Golf balls and baseball bats are big sellers in Northern Ireland though we don't play those sports.

"I'll pay you if you can tell me which way to go."

Ach it's yer lucky day I know how to get there but I'm shite at giving directions. I find places by trial and error and blind luck, I'll come with you and we'll get you to the Titantic Quarter.

He had to tell the person on the phone that he was in a car with a strange man and to trace his phone if he didn't turn up, he was a nervous young man, I gave him one of me pills to help calm him doon.

After a few more pills and a stop for some ice cream we got to the Cathedral Quarter. After realizing our (really his) mistake we beat off the crowds of hipsters and students and got to the Game of Thrones studio in the Titanic quarter only 2 and a half hours late. 

They were going to have a police search but when they called the police they were told that missing persons was not their job .... our police are very picky about what they do. Since this was Belfast they were then just going to write him out as who knows what had happened to him?


We did get there in time for the party. Since there is fuck all to do in Belfast getting drunk and eating crisp sandwiches is the usual past time. Most of the cast was there, I'm shite with names but ginger, snuffed nose chick, the dragon lady, even Gandalf and Stanis were there.
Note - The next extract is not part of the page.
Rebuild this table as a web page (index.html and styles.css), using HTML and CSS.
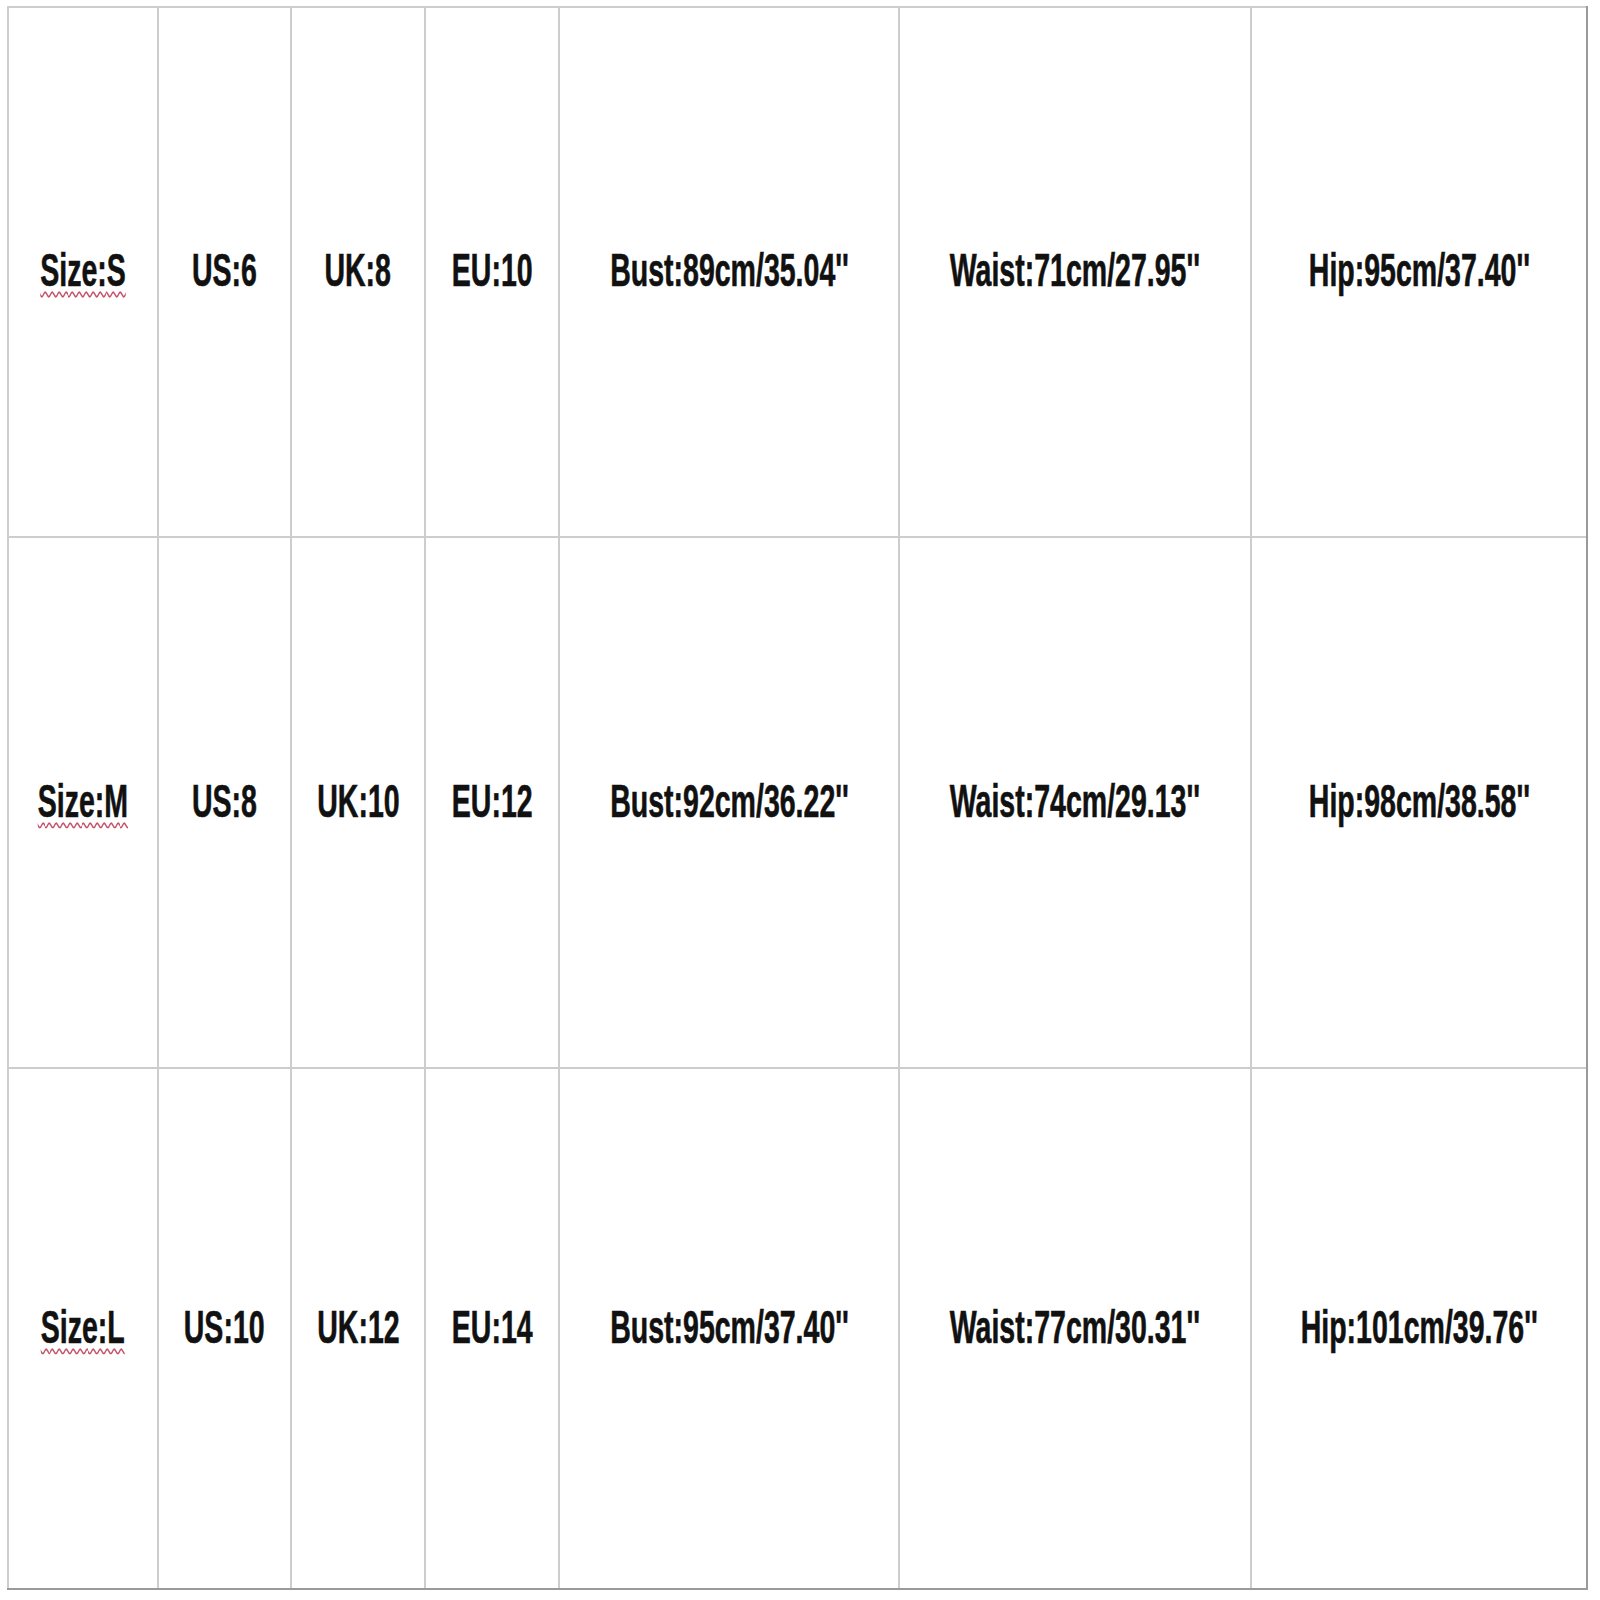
FILE: index.html
```html
<!DOCTYPE html>
<html>
<head>
<meta charset="utf-8">
<link rel="stylesheet" href="styles.css">
</head>
<body>
<div class="chart">
  <div class="cell"><span class="t size">Size:S</span></div>
  <div class="cell"><span class="t">US:6</span></div>
  <div class="cell"><span class="t">UK:8</span></div>
  <div class="cell"><span class="t">EU:10</span></div>
  <div class="cell"><span class="t">Bust:89cm/35.04''</span></div>
  <div class="cell"><span class="t">Waist:71cm/27.95''</span></div>
  <div class="cell"><span class="t">Hip:95cm/37.40''</span></div>

  <div class="cell"><span class="t size">Size:M</span></div>
  <div class="cell"><span class="t">US:8</span></div>
  <div class="cell"><span class="t">UK:10</span></div>
  <div class="cell"><span class="t">EU:12</span></div>
  <div class="cell"><span class="t">Bust:92cm/36.22''</span></div>
  <div class="cell"><span class="t">Waist:74cm/29.13''</span></div>
  <div class="cell"><span class="t">Hip:98cm/38.58''</span></div>

  <div class="cell"><span class="t size">Size:L</span></div>
  <div class="cell"><span class="t">US:10</span></div>
  <div class="cell"><span class="t">UK:12</span></div>
  <div class="cell"><span class="t">EU:14</span></div>
  <div class="cell"><span class="t">Bust:95cm/37.40''</span></div>
  <div class="cell"><span class="t">Waist:77cm/30.31''</span></div>
  <div class="cell"><span class="t">Hip:101cm/39.76''</span></div>
</div>
</body>
</html>
```

FILE: styles.css
```css
html, body {
  margin: 0;
  padding: 0;
  background: #ffffff;
}

.chart {
  display: grid;
  grid-template-columns: 148px 131px 132px 132px 338px 350px 334px;
  grid-template-rows: 528px 529px 519px;
  gap: 2px;
  padding: 2px 0 0 2px;
  border-right: 2px solid #9a9a9a;
  border-bottom: 2px solid #9a9a9a;
  background: #cdcdcd;
  margin: 6px 0 0 7px;
  width: max-content;
}

.cell {
  background: #ffffff;
  display: flex;
  align-items: center;
  justify-content: center;
  overflow: visible;
  white-space: nowrap;
}

.t {
  display: inline-block;
  font-family: "Liberation Sans", Arial, sans-serif;
  font-weight: bold;
  font-size: 46px;
  line-height: 1;
  color: #111111;
  -webkit-text-stroke: 0.6px #111111;
  transform: translateY(-2px) scaleX(0.62);
}

.size {
  text-decoration: underline wavy #c4506a;
  text-decoration-thickness: 2px;
  text-underline-offset: 5px;
}
```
So much booze and platters of coke it was like the 80's all over again. I found out all about the next season.

The lady in red does a spell and Jon Snow morphs with his big dog Ghost and becomes like a werewolf . Stanis comes back to life as a white walker and has a satisfying career in childcare. The big tall chick reveals she was born with both male and female genitals and cuts her dick off and gives it to Theon who has fallen in love with Sansa but she doesn't like him .... in fact she doesn't like anything and re-dyes her hair black and goes full on Emo. 

Khaleesi joins up with yon barbarian tribe and infects them with her liberal wishy washy ideas and before they know it they are all into human rights and sword control. Since she is now famous she still doesn't get her baps out .... in real life that is another matter. Yeah yeah yeah I'll snort a line off yer norks if it shuts you the fuck up. 

To think, Seth MacFarlane tapped that, that's almost as bad as Sean Penn tapping Scarlett Johansson. Luckily Old Knudsen can departmentalize and get on with the job ... unless it's door handles, ach the germs. I'd never let a door handle do reverse cowgurl on me.

Arya who is now blind has to learn to be no one without vision. Since she is now 18 her character will often forget to tie up her blouse and will learn to love it doggy style but will not know who did it ..... aye like a party at Bill Cosby's hoose.  She ends up killing all the main characters because well she can't exactly see who she is swinging at.  Fat Sam still somehow manages to live though.

Gandalf will defeat the white walkers and since he is a beloved character he'll die pointlessly afterwards, probably slipping in the bath. 



Peter Dinklage is leaving after this season for fear of being typecast, he'll be replaced by Henry Cavill who will be available then after the Superman movie flops. You can see Dinklage in the Hobbit stage show directed by Kevin Spacey ... Dinklage IS Bilbo.

Tyrion will become powerful when he trolls everyone in harshly worded letters while drunk and Roose Bolton will be reduced to tears and will give up the north. Ramsay goes into therapy and discovers that it's everyone else who is fucked in the head, not him.

I didn't know that the guy who plays Jamie Lannister actually had his hand removed for the role, he gets it put back on after every season. He doesn't mind the nerve damage if it means an honest performance .. what a guy. 

So yeah, pretty much what everyone has been expecting. Jon Snow is indeed in Belfast and doesn't mind that I liked his half brother Robb better. Soon you'll be seeing more of the cast up the duff and using body doubles to hide it ... Knudsen is cumming.